Ce projet est donc globalement satisfaisant. Le fait par exemple que les chercheurs soient soumis au principe du consentement éclairé me semble aller de soi et être propre à rassurer en ce qui concerne les conditions éthiques de la recherche. De même en ce qui concerne la phrase qui dit qu’un refus est contraignant de toute façon.

L’alinéa 2c, qui autorise la recherche sur des personnes incapables de discernement , est particulièrement délicat et nécessite des précisions. Les personnes incapables de discernement, ce sont en particulier les personnes handicapées mentales, parfois les malades psychiques, mais aussi les enfants. Laisser une porte ouverte pose un problème éthique sérieux. Cet alinéa doit donc être interprété de manière restrictive. La volonté des personnes incapables de discernement doit être respectée, dans toute la mesure où elle peut s’exprimer, soit directement, soit par l’intermédiaire de directives anticipées ou des parents. En outre, il faut que la recherche sur des personnes incapables de discernement soit directement profitable soit à la personne elle-même, soit à un groupe de personnes présentant la même pathologie qu’elle.

Il me paraît inacceptable que l’on fasse de la recherche sur des personnes incapables de discernement, sans que cette recherche leur soit directement profitable à elles ou à un groupe de personnes qui présentent la même pathologie, ou sans tenir compte de l’avis exprimé, même indirectement. Pour moi les personnes handicapées mentales, les malades psychiques et les enfants qui sont en mesure de s’exprimer, ont aussi le droit de dire non, même sans raison apparente, et d’être entendus. Il en va du respect de la personne, de sa qualité de vie et de son bien-être.

La notion d’expertise indépendante du projet me paraît être très prudente, car elle permet d’éliminer des expériences qui pourraient être lourdes pour des personnes qui ne sont pas toujours en mesure d’évaluer les risques qu’elles prennent ou les désagréments qu’elles encourent.  Certaines personnes peuvent être d’accord de tester de nouveaux produits sans savoir exactement à quoi elles s’exposent.

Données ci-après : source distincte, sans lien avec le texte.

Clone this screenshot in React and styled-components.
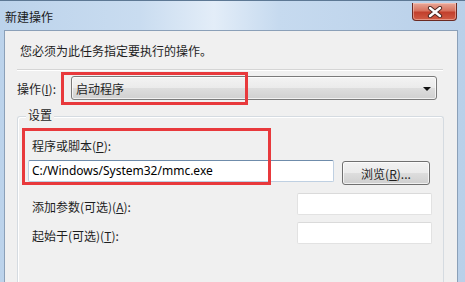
import React from 'react'
import styled, { createGlobalStyle } from 'styled-components'

const GlobalStyle = createGlobalStyle`
html,body{
    margin:0;
    padding:0;
    overflow:hidden;
}
body{
    font-family:"Noto Sans CJK SC","Noto Sans",sans-serif;
    font-size:12px;
    color:#1e1e1e;
}
`

const App = () => {
    return (
        <Window>
            <GlobalStyle/>
            <TitleBar>
                <Title>新建操作</Title>
                <CloseButton>
                    <svg width="16" height="12" viewBox="0 0 16 12">
                        <path d="M3 2 L13 10 M13 2 L3 10" stroke="#4a2520" strokeWidth="4.2" strokeLinecap="round"/>
                        <path d="M3 2 L13 10 M13 2 L3 10" stroke="#ffffff" strokeWidth="2.4" strokeLinecap="round"/>
                    </svg>
                </CloseButton>
            </TitleBar>
            <Frame>
                <Panel>
                    <Intro>您必须为此任务指定要执行的操作。</Intro>
                    <Separator/>
                    <ActionRow>
                        <ActionLabel>操作(<u>I</u>):</ActionLabel>
                        <Combo>
                            <span>启动程序</span>
                            <Arrow/>
                        </Combo>
                    </ActionRow>
                    <Group>
                        <Legend>设置</Legend>
                        <FieldLabel>程序或脚本(<u>P</u>):</FieldLabel>
                        <ProgramRow>
                            <TextBox active width={306}>C:/Windows/System32/mmc.exe</TextBox>
                            <Button>浏览(<u>R</u>)...</Button>
                        </ProgramRow>
                        <OptionRow first>
                            <OptionLabel>添加参数(可选)(<u>A</u>):</OptionLabel>
                            <TextBox width={135}/>
                        </OptionRow>
                        <OptionRow>
                            <OptionLabel>起始于(可选)(<u>T</u>):</OptionLabel>
                            <TextBox width={135}/>
                        </OptionRow>
                    </Group>
                </Panel>
            </Frame>
            <Marker left={61} top={72} width={187} height={33}/>
            <Marker left={22} top={128} width={249} height={57}/>
        </Window>
    )
}

export default App

const Window=styled.div`
position:relative;
width:465px;
height:282px;
display:flex;
flex-direction:column;
background:linear-gradient(90deg,#bcd3eb 0%,#c9dcf0 30%,#e3edf8 46%,#c6daef 60%,#b9d0e9 100%);
overflow:hidden;
`
const TitleBar=styled.div`
height:30px;
flex:none;
display:flex;
justify-content:space-between;
align-items:flex-start;
padding:0 8px 0 5px;
box-sizing:border-box;
border-top:1px solid #5d7894;
`
const Title=styled.div`
margin-top:7px;
font-size:12px;
line-height:18px;
color:#1a1a1a;
`
const CloseButton=styled.div`
margin-top:2px;
width:45px;
height:18px;
box-sizing:border-box;
display:flex;
align-items:center;
justify-content:center;
border:1px solid #6b2a22;
border-top:none;
border-radius:0 0 4px 4px;
background:linear-gradient(#e9a898 0%,#d7735f 45%,#c2402c 55%,#d05c45 100%);
box-shadow:inset 0 0 0 1px rgba(255,220,210,.45);
`
const Frame=styled.div`
flex:1;
display:flex;
padding:0 7px 0 4px;
`
const Panel=styled.div`
flex:1;
background:#f0f0f0;
border:1px solid #8ba0b8;
border-bottom:none;
padding:10px 13px 0 12px;
display:flex;
flex-direction:column;
`
const Intro=styled.div`
margin-left:3px;
line-height:20px;
font-size:12px;
`
const Separator=styled.div`
margin-top:8px;
height:1px;
background:#d5d5d5;
border-bottom:1px solid #ffffff;
width:426px;
`
const ActionRow=styled.div`
margin-top:5px;
display:flex;
align-items:center;
height:24px;
`
const ActionLabel=styled.div`
width:54px;
flex:none;
`
const Combo=styled.div`
width:366px;
height:24px;
box-sizing:border-box;
display:flex;
align-items:center;
justify-content:space-between;
padding:0 5px 0 4px;
border:1px solid #7a7a7a;
border-radius:3px;
background:linear-gradient(#f3f3f3 0%,#ebebeb 48%,#dddddd 52%,#d0d0d0 100%);
box-shadow:inset 0 0 0 1px rgba(255,255,255,.7);
`
const Arrow=styled.div`
width:0;
height:0;
border-left:4px solid transparent;
border-right:4px solid transparent;
border-top:4px solid #111;
margin-top:1px;
`
const Group=styled.div`
margin-top:16px;
flex:1;
border:1px solid #d5dbe1;
border-bottom:none;
border-radius:3px 3px 0 0;
box-shadow:inset 1px 1px 0 #ffffff;
padding:0 10px 0 10px;
display:flex;
flex-direction:column;
`
const Legend=styled.div`
align-self:flex-start;
margin:-10px 0 0 -2px;
padding:0 2px;
line-height:16px;
background:#f0f0f0;
`
const FieldLabel=styled.div`
margin-top:15px;
padding-left:4px;
line-height:16px;
`
const ProgramRow=styled.div`
margin-top:6px;
display:flex;
align-items:flex-start;
gap:8px;
`
const TextBox=styled.div`
width:${p=>p.width}px;
height:22px;
box-sizing:border-box;
background:#ffffff;
border:1px solid ${p=>p.active ? '#bfd0e2' : '#e2e2e2'};
border-top-color:${p=>p.active ? '#6f8cab' : '#dadada'};
border-radius:2px;
padding:0 3px;
font-family:"Noto Sans",sans-serif;
font-size:12px;
line-height:20px;
color:#000;
`
const Button=styled.div`
margin-top:1px;
width:88px;
height:24px;
box-sizing:border-box;
display:flex;
align-items:center;
justify-content:center;
border:1px solid #707070;
border-radius:3px;
background:linear-gradient(#f2f2f2 0%,#ebebeb 48%,#dddddd 52%,#cfcfcf 100%);
box-shadow:inset 0 0 0 1px rgba(255,255,255,.7);
`
const OptionRow=styled.div`
margin-top:${p=>p.first ? '8px' : '7px'};
display:flex;
align-items:center;
justify-content:space-between;
padding:0 1px 0 4px;
height:22px;
`
const OptionLabel=styled.div`
margin-top:4px;
`
const Marker=styled.div`
position:absolute;
left:${p=>p.left}px;
top:${p=>p.top}px;
width:${p=>p.width}px;
height:${p=>p.height}px;
box-sizing:border-box;
border:3px solid #e8393c;
`
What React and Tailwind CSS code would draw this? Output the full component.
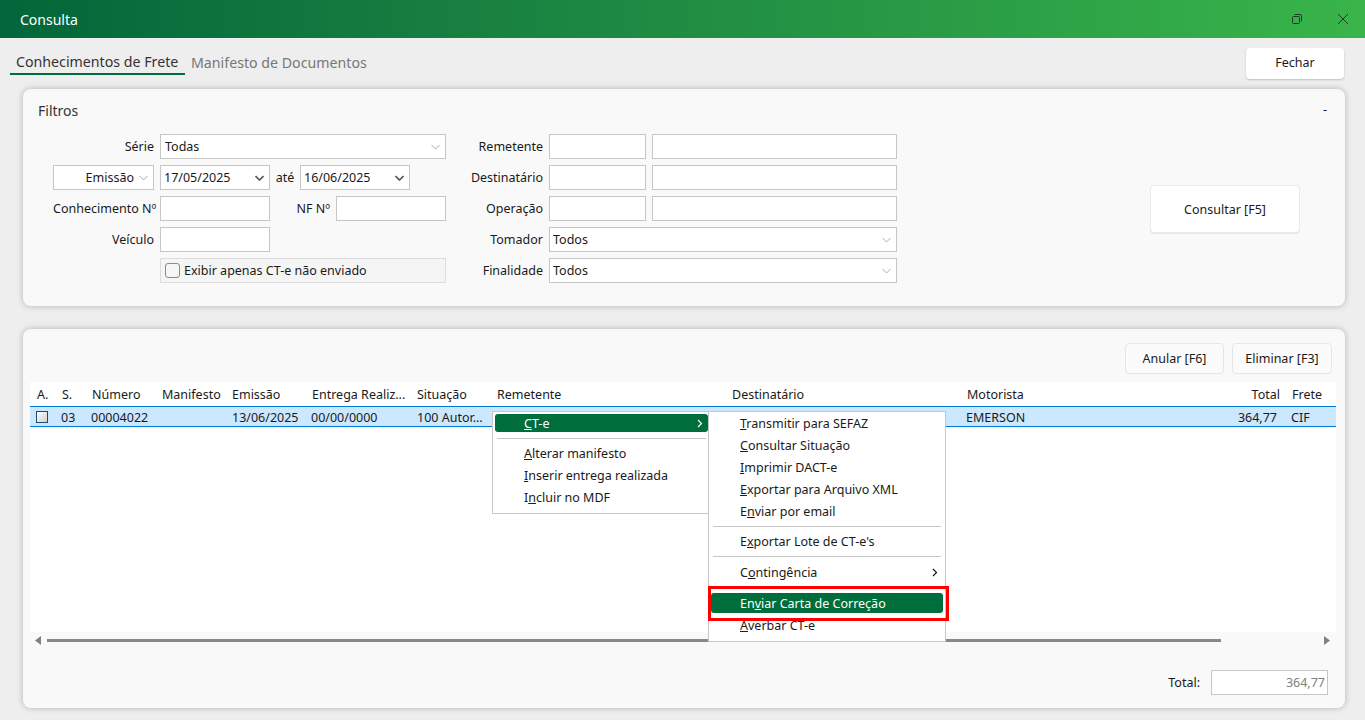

Nous avons dû clarifier la portée de ce texte sur la recherche en sciences humaines. J’ai fait moi-même de telles recherches. J’ai utilisé des formulaires de consentement éclairé. J’ai ensuite anonymisé les réponses. Pour moi, cela fait partie de l’éthique et du respect de la personne. Je sais par expérience que cela rend les choses plus compliquées. Il faut expliquer les objectifs que l’on poursuit et obtenir un accord. Ca nécessite du temps, des explications et il se peut que finalement, on ne puisse pas utiliser des données qui paraissent intéressantes. Cependant je sais que c’est déjà comme cela que travaillent, dans toute la mesure du possible, les chercheurs en psychologie ou en sociologie et que cet article n’est pas trop contraignant pour eux. Il correspond à leur déontologie et laisse suffisamment de marge de manœuvre.

Pour toutes ces raisons, je vous propose, Chers Collègue, d’entrer en matière sur ces modification de la constitution.